Fundamental Properties

Vector Topology Invariance

In a topological vector space X, the topology is translation-invariant, meaning that for any x \in X and any open set U \subseteq X, the translate U + x = \{u + x : u \in U\} is also open. This property follows directly from the continuity of the addition map A: X \times X \to X, (x, y) \mapsto x + y. Specifically, since A is continuous, the preimage A^{-1}(U) is open in the product topology on X \times X, so for fixed z \in X, the slice \{y \in X : y + z \in U\} is open, which is precisely U - z. Moreover, continuity of addition at the origin (0,0) suffices to establish this global translation invariance. For any neighborhood V of $0, the preimage A^{-1}(V) contains a product neighborhood W \times W of (0,0), implying W + W \subset V; combined with scalar multiplication continuity, this extends to show translations are homeomorphisms everywhere. Equivalently, a set A \subseteq X is open if and only if A + x is open for every x \in X. The topology also exhibits homogeneity under scalar multiplication: for any \lambda \in \mathbb{K} \setminus \{0\} (where \mathbb{K} is the scalar field) and neighborhood U of $0, the set \lambda U = \{\lambda u : u \in U\} is a neighborhood of $0 if and only if U is. This arises because the dilation map D_\lambda: X \to X, x \mapsto \lambda x, is a homeomorphism, as scalar multiplication M: \mathbb{K} \times X \to X is continuous at (\lambda, 0) and invertible. As a consequence, every open set in X can be expressed as a union of cosets of the form x + U, where U is an open neighborhood of the origin. This structure underscores how the topology is uniquely determined by its local behavior at $0. Unlike a general topological group, where translation invariance holds but lacks scalar operations, the vector space structure in a topological vector space provides additional homogeneity, ensuring the topology respects both additive and multiplicative group actions compatibly.

Absorbing Sets and Local Convexity

A subset A of a topological vector space X is called absorbing if for every x \in X, there exists t = t(x) > 0 such that x \in tA. In any topological vector space, every neighborhood of the origin is absorbing, reflecting the continuity of scalar multiplication and ensuring that the topology scales appropriately with the vector space structure. This property guarantees that small perturbations near the origin encompass directions across the entire space when suitably scaled. A subset B \subseteq X is balanced if \lambda B \subseteq B for every scalar \lambda with |\lambda| \leq 1. Balanced sets preserve symmetry under multiplication by scalars of modulus at most one, which aligns with the topological requirements for continuity in complex or real vector spaces.
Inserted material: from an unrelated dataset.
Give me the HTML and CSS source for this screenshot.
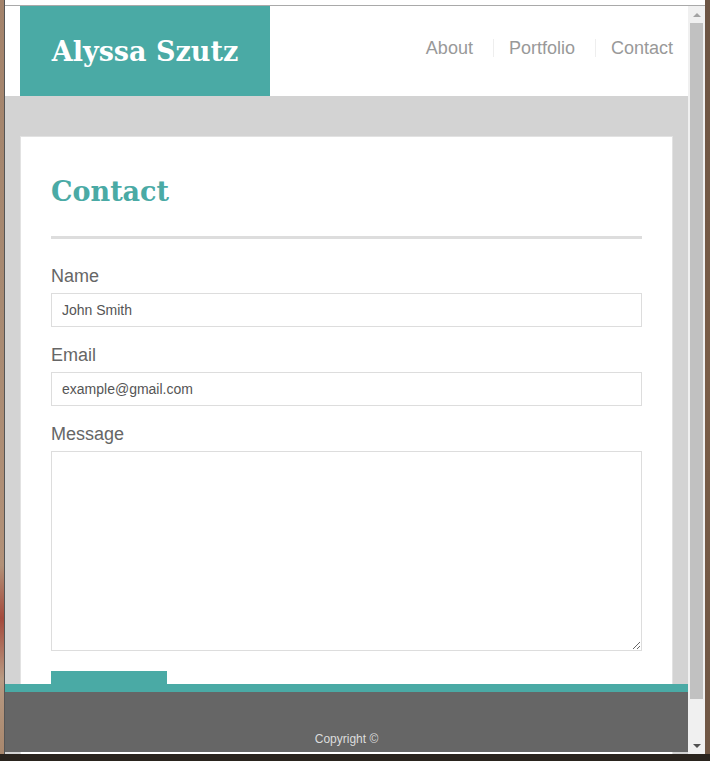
FILE: index.html
```html
<!DOCTYPE html>
<html lang="en">
<head>
<meta charset="utf-8">
<title>Contact - Alyssa Szutz</title>
<link rel="stylesheet" href="styles.css">
</head>
<body>
<div class="desktop">
  <div class="desk-row">
    <div class="desk-left"></div>
    <div class="window">
      <div class="chrome-top"></div>
      <div class="viewport">
        <div class="page">
          <header class="site-header">
            <div class="logo">Alyssa Szutz</div>
            <nav>
              <ul class="nav">
                <li><a href="#">About</a></li>
                <li><a href="#">Portfolio</a></li>
                <li><a href="#">Contact</a></li>
              </ul>
            </nav>
          </header>
          <main class="main">
            <section class="card">
              <h1 class="title">Contact</h1>
              <hr class="rule">
              <form class="form">
                <div class="field">
                  <label class="label" for="name">Name</label>
                  <input class="input" id="name" type="text" value="John Smith">
                </div>
                <div class="field">
                  <label class="label" for="email">Email</label>
                  <input class="input" id="email" type="text" value="example@gmail.com">
                </div>
                <div class="field">
                  <label class="label" for="msg">Message</label>
                  <textarea class="textarea" id="msg"></textarea>
                </div>
                <button class="submit" type="button">Submit</button>
              </form>
            </section>
          </main>
        </div>
        <footer class="footer">Copyright ©</footer>
        <div class="scrollbar">
          <div class="sb-btn"><span class="arrow-up"></span></div>
          <div class="sb-thumb"></div>
          <div class="sb-track"></div>
          <div class="sb-btn"><span class="arrow-down"></span></div>
        </div>
      </div>
    </div>
    <div class="desk-right"></div>
  </div>
  <div class="desk-bottom"></div>
</div>
</body>
</html>
```

FILE: styles.css
```css
* { box-sizing: border-box; }

html, body {
  margin: 0;
  padding: 0;
  background: #2a241e;
}

.desktop {
  width: 710px;
  height: 761px;
  display: flex;
  flex-direction: column;
  overflow: hidden;
}

.desk-row {
  display: flex;
  height: 754px;
}

.desk-left {
  width: 4px;
  background: linear-gradient(to bottom, #a3836b 0%, #a88a72 40%, #b29178 75%, #a44a3c 82%, #b89a82 90%, #a8876d 100%);
}

.desk-right {
  width: 5px;
  background: linear-gradient(to bottom, #6c5443 0%, #7a5d47 50%, #6f5644 100%);
}

.desk-bottom {
  height: 7px;
  background: #2a241e;
}

.window {
  width: 701px;
  border-left: 1px solid #555555;
  display: flex;
  flex-direction: column;
  background: #ffffff;
}

.chrome-top {
  height: 6px;
  background: #ffffff;
  border-bottom: 1px solid #a9a9a9;
}

.viewport {
  position: relative;
  height: 748px;
  display: flex;
  overflow: hidden;
}

.page {
  width: 683px;
  background: #d3d3d3;
  font-family: "Liberation Sans", Arial, sans-serif;
}

/* Header */
.site-header {
  height: 90px;
  background: #ffffff;
  display: flex;
  justify-content: space-between;
}

.logo {
  margin-left: 15px;
  width: 250px;
  background: #4aaaa5;
  color: #ffffff;
  font-family: "DejaVu Serif", Georgia, serif;
  font-weight: bold;
  font-size: 27px;
  display: flex;
  align-items: center;
  justify-content: center;
}

.nav {
  list-style: none;
  margin: 33px 0 0 0;
  padding: 0 15px 0 0;
  display: flex;
}

.nav li {
  font-size: 18px;
  line-height: 18px;
}

.nav li + li {
  margin-left: 20px;
  padding-left: 15px;
  border-left: 1px solid #eeeeee;
}

.nav a {
  color: #999999;
  text-decoration: none;
}

/* Main */
.main {
  padding: 40px 15px 0 15px;
}

.card {
  background: #ffffff;
  border: 1px solid #e2e2e2;
  padding: 30px 30px 40px 30px;
}

.title {
  margin: 9px 0 0 0;
  font-family: "DejaVu Serif", Georgia, serif;
  font-weight: bold;
  font-size: 27px;
  line-height: 32px;
  color: #4aaaa5;
}

.rule {
  margin: 28px 0 0 0;
  height: 3px;
  border: none;
  background: #dddddd;
}

.form {
  margin-top: 27px;
}

.field {
  margin-bottom: 18px;
}

.label {
  display: block;
  font-size: 18px;
  line-height: 20px;
  color: #666666;
  margin-bottom: 7px;
}

.input,
.textarea {
  display: block;
  width: 100%;
  border: 1px solid #dddddd;
  border-radius: 0;
  padding: 0 10px;
  font-family: "Liberation Sans", Arial, sans-serif;
  font-size: 14px;
  color: #555555;
  background: #ffffff;
  outline: none;
}

.input {
  height: 34px;
}

.textarea {
  height: 200px;
  padding: 8px 10px;
  resize: vertical;
}

.submit {
  margin-top: 2px;
  width: 116px;
  height: 44px;
  border: none;
  background: #4aaaa5;
  color: #ffffff;
  font-family: "Liberation Sans", Arial, sans-serif;
  font-size: 16px;
  padding: 0;
}

/* Footer (fixed overlay) */
.footer {
  position: absolute;
  left: 0;
  right: 17px;
  bottom: 2px;
  height: 68px;
  border-top: 8px solid #4aaaa5;
  background: #666666;
  color: #dddddd;
  font-family: "Liberation Sans", Arial, sans-serif;
  font-size: 12px;
  line-height: 14px;
  text-align: center;
  padding-top: 40px;
}

/* Scrollbar */
.scrollbar {
  width: 17px;
  background: #f0f0f0;
  display: flex;
  flex-direction: column;
  align-items: center;
}

.sb-btn {
  height: 17px;
  width: 17px;
  display: flex;
  align-items: center;
  justify-content: center;
}

.sb-thumb {
  width: 13px;
  height: 676px;
  background: #c1c1c1;
}

.sb-track {
  flex: 1;
}

.arrow-up {
  width: 0;
  height: 0;
  border-left: 4px solid transparent;
  border-right: 4px solid transparent;
  border-bottom: 4px solid #a3a3a3;
}

.arrow-down {
  width: 0;
  height: 0;
  border-left: 4px solid transparent;
  border-right: 4px solid transparent;
  border-top: 4px solid #505050;
}
```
Every neighborhood of the origin in a topological vector space contains a balanced neighborhood, allowing the basis of neighborhoods to be refined while maintaining the vector topology. A topological vector space is locally convex if it admits a basis of neighborhoods of the origin consisting of convex and balanced sets. These convex balanced neighborhoods form a local base at zero, ensuring that the topology interacts compatibly with affine combinations and supporting the development of duality theory through separation theorems. In such spaces, the absorption property extends to these basis elements, making them radially extensive in the vector space. A key result in topological vector spaces is that the convex hull of any neighborhood of the origin is itself a neighborhood of the origin. More generally, the convex hull of any open set is open, which follows from the continuity of addition and scalar multiplication combined with the absorption of neighborhoods. This theorem underscores how convexity propagates through the topology, preserving openness under hull operations. For a convex neighborhood U of the origin, the set contains all convex combinations of its elements, implying that \lambda U + (1 - \lambda) U \subseteq U for every $0 < \lambda < 1. This inclusion highlights the stability of convex neighborhoods under barycentric combinations, foundational for local convexity and the approximation of points via weighted averages within the topology.

Topological Features

Metrizability

A topological vector space X is metrizable if there exists a metric d on X that induces the given topology and satisfies d(x + y, x + z) = d(y, z) for all x, y, z \in X, ensuring translation invariance. This property holds if and only if X has a countable neighborhood basis at the origin \{0\}. For Hausdorff topological vector spaces, metrizability is equivalent to the space being first-countable, meaning it possesses a countable neighborhood basis at every point, which, due to translation invariance, reduces to such a basis at the origin. In this case, the compatible metric is translation-invariant. Furthermore, in metrizable spaces, sequential criteria can characterize certain completeness properties, such as sequential completeness aligning with metric completeness. The Birkhoff–Kakutani theorem provides a foundational characterization: a topological group (and thus a topological vector space under addition) is metrizable if and only if it has a countable neighborhood basis at the identity (or origin). This result, established in 1936 by Garrett Birkhoff and independently by Shizuo Kakutani, links metrizability directly to the underlying uniform structure having a countable basis. An example of a non-metrizable topological vector space is the product \mathbb{R}^I over an uncountable index set I, equipped with the product topology. This space lacks a countable neighborhood basis at the origin, as any such basis would require specifying conditions on uncountably many coordinates.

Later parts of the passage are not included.